● **Written request**: Word for word, print each line of the listing below; pictures stay out.

═════ Task input ═════

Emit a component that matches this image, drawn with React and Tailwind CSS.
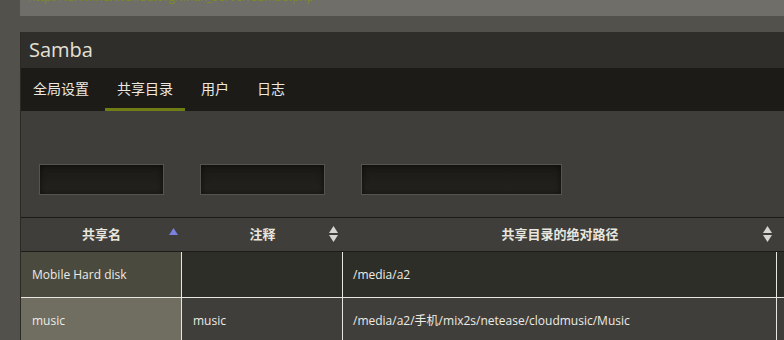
import React from "react";

const font = { fontFamily: '"Open Sans", "Noto Sans CJK SC", sans-serif' };

const SortBoth = () => (
  <svg className="w-[9px] h-[16px]" viewBox="0 0 9 16">
    <path d="M4.5 0 L9 7 H0 Z" fill="#d8d6d0" />
    <path d="M4.5 16 L9 9 H0 Z" fill="#d8d6d0" />
  </svg>
);

const SortUp = () => (
  <svg className="w-[9px] h-[7px]" viewBox="0 0 9 7">
    <path d="M4.5 0 L9 7 H0 Z" fill="#7b7fe0" />
  </svg>
);

const tabs = ["全局设置", "共享目录", "用户", "日志"];

const rows = [
  { name: "Mobile Hard disk", note: "", path: "/media/a2", odd: true },
  { name: "music", note: "music", path: "/media/a2/手机/mix2s/netease/cloudmusic/Music", odd: false },
];

export default function App() {
  return (
    <div className="w-[784px] h-[340px] overflow-hidden bg-[#52514c] pl-5" style={font}>
      <div className="h-4 bg-[#6f6e68] overflow-hidden">
        <p className="text-[12px] leading-4 text-[#7d8c1e] pl-2 -mt-[11px]">
          http://fanmindx.vanda.org/linux_server/samba.php
        </p>
      </div>

      <div className="mt-4 border-l border-[#2a2925] w-[800px]">
        <div className="h-9 bg-[#2f2e2a] flex items-center px-2">
          <h1 className="text-[20px] text-[#e4e0d4]">Samba</h1>
        </div>

        <div className="h-[43px] bg-[#1c1b17] flex gap-1 items-stretch">
          {tabs.map((t, i) => (
            <div
              key={t}
              className={`px-3 flex items-center text-[14px] text-[#ebe9e2] border-b-[3px] ${
                i === 1 ? "border-[#6f7d14]" : "border-transparent"
              }`}
            >
              {t}
            </div>
          ))}
        </div>

        <div className="bg-[#3f3e3a] pt-[53px] pb-[22px] pl-[18px] flex gap-9">
          <div className="w-[125px] h-[31px] border border-[#55544f] bg-gradient-to-b from-[#1a1915] to-[#24231f] shadow-[inset_0_0_6px_rgba(0,0,0,0.6)]" />
          <div className="w-[125px] h-[31px] border border-[#55544f] bg-gradient-to-b from-[#1a1915] to-[#24231f] shadow-[inset_0_0_6px_rgba(0,0,0,0.6)]" />
          <div className="w-[201px] h-[31px] border border-[#55544f] bg-gradient-to-b from-[#1a1915] to-[#24231f] shadow-[inset_0_0_6px_rgba(0,0,0,0.6)]" />
        </div>

        <div className="flex h-[35px] bg-[#3f3e3a] border-y border-[#1c1b17] text-[13px] font-bold text-[#e8e6df]">
          <div className="w-[161px] relative flex items-center justify-center">
            共享名
            <span className="absolute right-[4px] top-[10px]"><SortUp /></span>
          </div>
          <div className="w-[161px] relative flex items-center justify-center">
            注释
            <span className="absolute right-[5px] top-[8px]"><SortBoth /></span>
          </div>
          <div className="w-[434px] relative flex items-center justify-center">
            共享目录的绝对路径
            <span className="absolute right-[5px] top-[8px]"><SortBoth /></span>
          </div>
          <div className="flex-1" />
        </div>

        {rows.map((r) => (
          <div key={r.name} className="flex h-[46px] border-b border-[#e8e6e0] text-[12px] text-[#ecebe6]">
            <div className={`w-[161px] border-r border-[#e8e6e0] flex items-center px-[11px] ${r.odd ? "bg-[#4b4a3e]" : "bg-[#706d61]"}`}>
              {r.name}
            </div>
            <div className={`w-[161px] border-r border-[#e8e6e0] flex items-center px-[11px] ${r.odd ? "bg-[#2e2e29]" : "bg-[#3f3e3a]"}`}>
              {r.note}
            </div>
            <div className={`w-[434px] border-r border-[#e8e6e0] flex items-center px-[10px] ${r.odd ? "bg-[#2e2e29]" : "bg-[#3f3e3a]"}`}>
              {r.path}
            </div>
            <div className={`flex-1 ${r.odd ? "bg-[#2e2e29]" : "bg-[#3f3e3a]"}`} />
          </div>
        ))}
      </div>
    </div>
  );
}
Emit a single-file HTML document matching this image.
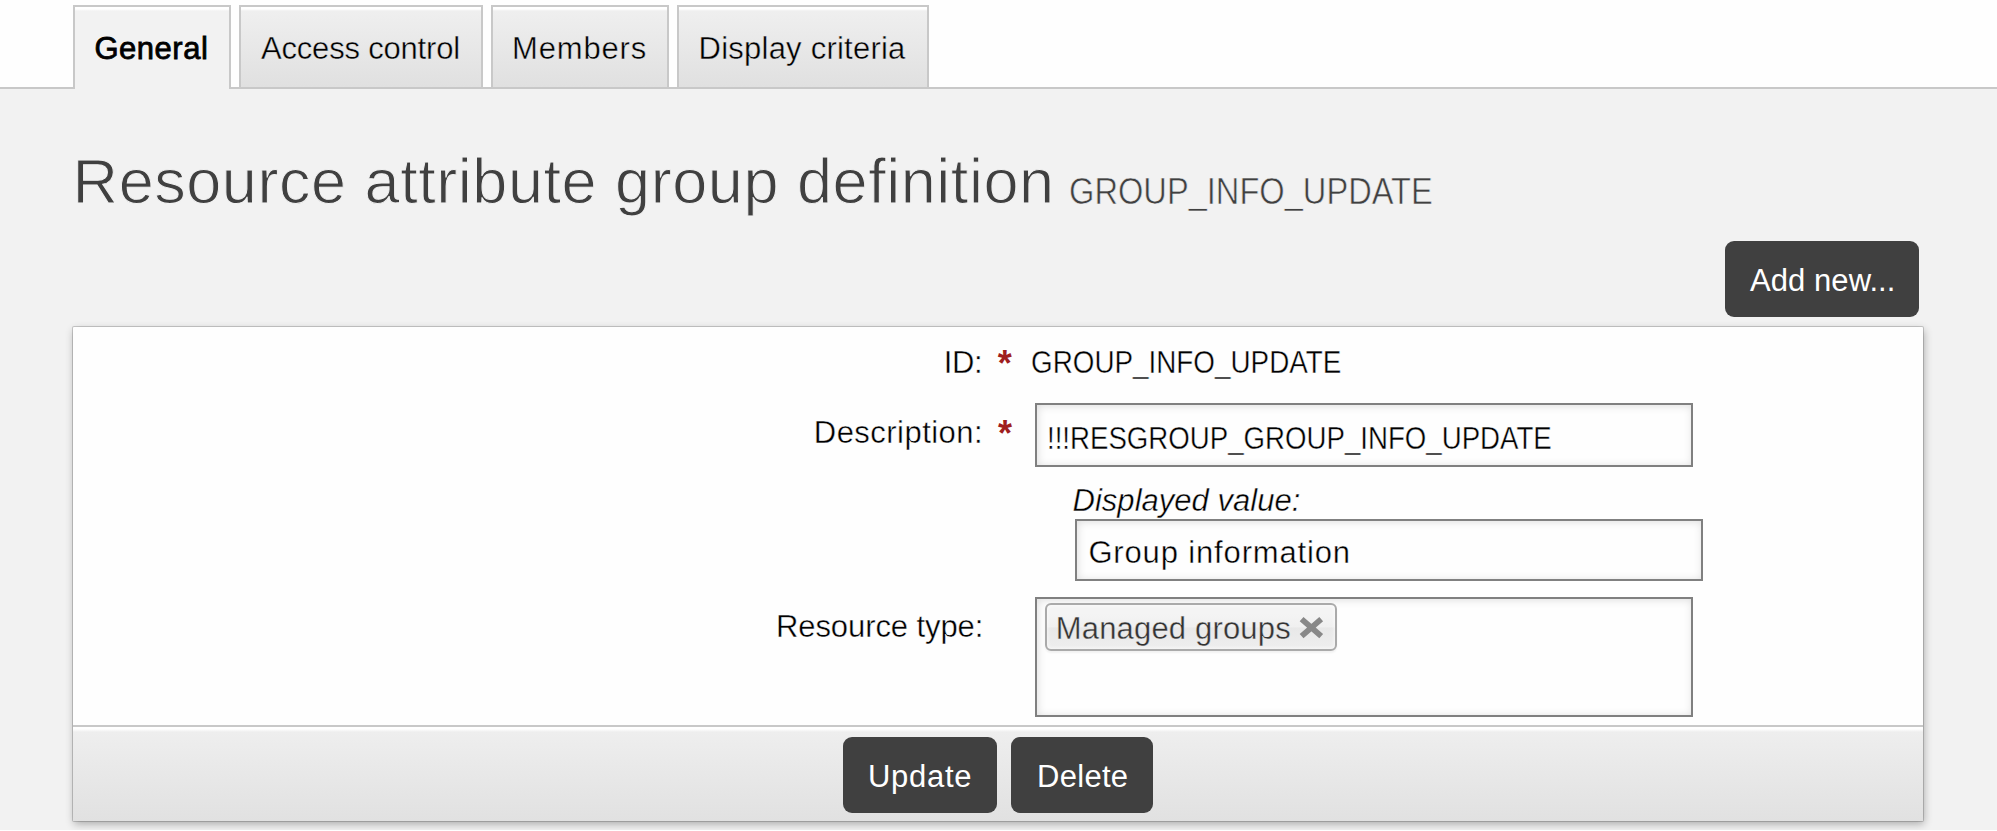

═════

● **Expected output**:
Emit a component that matches this image, drawn with React and Tailwind CSS.
import React from "react";

const font = { fontFamily: '"Open Sans", "Noto Sans CJK SC", sans-serif' };

const SortBoth = () => (
  <svg className="w-[9px] h-[16px]" viewBox="0 0 9 16">
    <path d="M4.5 0 L9 7 H0 Z" fill="#d8d6d0" />
    <path d="M4.5 16 L9 9 H0 Z" fill="#d8d6d0" />
  </svg>
);

const SortUp = () => (
  <svg className="w-[9px] h-[7px]" viewBox="0 0 9 7">
    <path d="M4.5 0 L9 7 H0 Z" fill="#7b7fe0" />
  </svg>
);

const tabs = ["全局设置", "共享目录", "用户", "日志"];

const rows = [
  { name: "Mobile Hard disk", note: "", path: "/media/a2", odd: true },
  { name: "music", note: "music", path: "/media/a2/手机/mix2s/netease/cloudmusic/Music", odd: false },
];

export default function App() {
  return (
    <div className="w-[784px] h-[340px] overflow-hidden bg-[#52514c] pl-5" style={font}>
      <div className="h-4 bg-[#6f6e68] overflow-hidden">
        <p className="text-[12px] leading-4 text-[#7d8c1e] pl-2 -mt-[11px]">
          http://fanmindx.vanda.org/linux_server/samba.php
        </p>
      </div>

      <div className="mt-4 border-l border-[#2a2925] w-[800px]">
        <div className="h-9 bg-[#2f2e2a] flex items-center px-2">
          <h1 className="text-[20px] text-[#e4e0d4]">Samba</h1>
        </div>

        <div className="h-[43px] bg-[#1c1b17] flex gap-1 items-stretch">
          {tabs.map((t, i) => (
            <div
              key={t}
              className={`px-3 flex items-center text-[14px] text-[#ebe9e2] border-b-[3px] ${
                i === 1 ? "border-[#6f7d14]" : "border-transparent"
              }`}
            >
              {t}
            </div>
          ))}
        </div>

        <div className="bg-[#3f3e3a] pt-[53px] pb-[22px] pl-[18px] flex gap-9">
          <div className="w-[125px] h-[31px] border border-[#55544f] bg-gradient-to-b from-[#1a1915] to-[#24231f] shadow-[inset_0_0_6px_rgba(0,0,0,0.6)]" />
          <div className="w-[125px] h-[31px] border border-[#55544f] bg-gradient-to-b from-[#1a1915] to-[#24231f] shadow-[inset_0_0_6px_rgba(0,0,0,0.6)]" />
          <div className="w-[201px] h-[31px] border border-[#55544f] bg-gradient-to-b from-[#1a1915] to-[#24231f] shadow-[inset_0_0_6px_rgba(0,0,0,0.6)]" />
        </div>

        <div className="flex h-[35px] bg-[#3f3e3a] border-y border-[#1c1b17] text-[13px] font-bold text-[#e8e6df]">
          <div className="w-[161px] relative flex items-center justify-center">
            共享名
            <span className="absolute right-[4px] top-[10px]"><SortUp /></span>
          </div>
          <div className="w-[161px] relative flex items-center justify-center">
            注释
            <span className="absolute right-[5px] top-[8px]"><SortBoth /></span>
          </div>
          <div className="w-[434px] relative flex items-center justify-center">
            共享目录的绝对路径
            <span className="absolute right-[5px] top-[8px]"><SortBoth /></span>
          </div>
          <div className="flex-1" />
        </div>

        {rows.map((r) => (
          <div key={r.name} className="flex h-[46px] border-b border-[#e8e6e0] text-[12px] text-[#ecebe6]">
            <div className={`w-[161px] border-r border-[#e8e6e0] flex items-center px-[11px] ${r.odd ? "bg-[#4b4a3e]" : "bg-[#706d61]"}`}>
              {r.name}
            </div>
            <div className={`w-[161px] border-r border-[#e8e6e0] flex items-center px-[11px] ${r.odd ? "bg-[#2e2e29]" : "bg-[#3f3e3a]"}`}>
              {r.note}
            </div>
            <div className={`w-[434px] border-r border-[#e8e6e0] flex items-center px-[10px] ${r.odd ? "bg-[#2e2e29]" : "bg-[#3f3e3a]"}`}>
              {r.path}
            </div>
            <div className={`flex-1 ${r.odd ? "bg-[#2e2e29]" : "bg-[#3f3e3a]"}`} />
          </div>
        ))}
      </div>
    </div>
  );
}
Emit a single-file HTML document matching this image.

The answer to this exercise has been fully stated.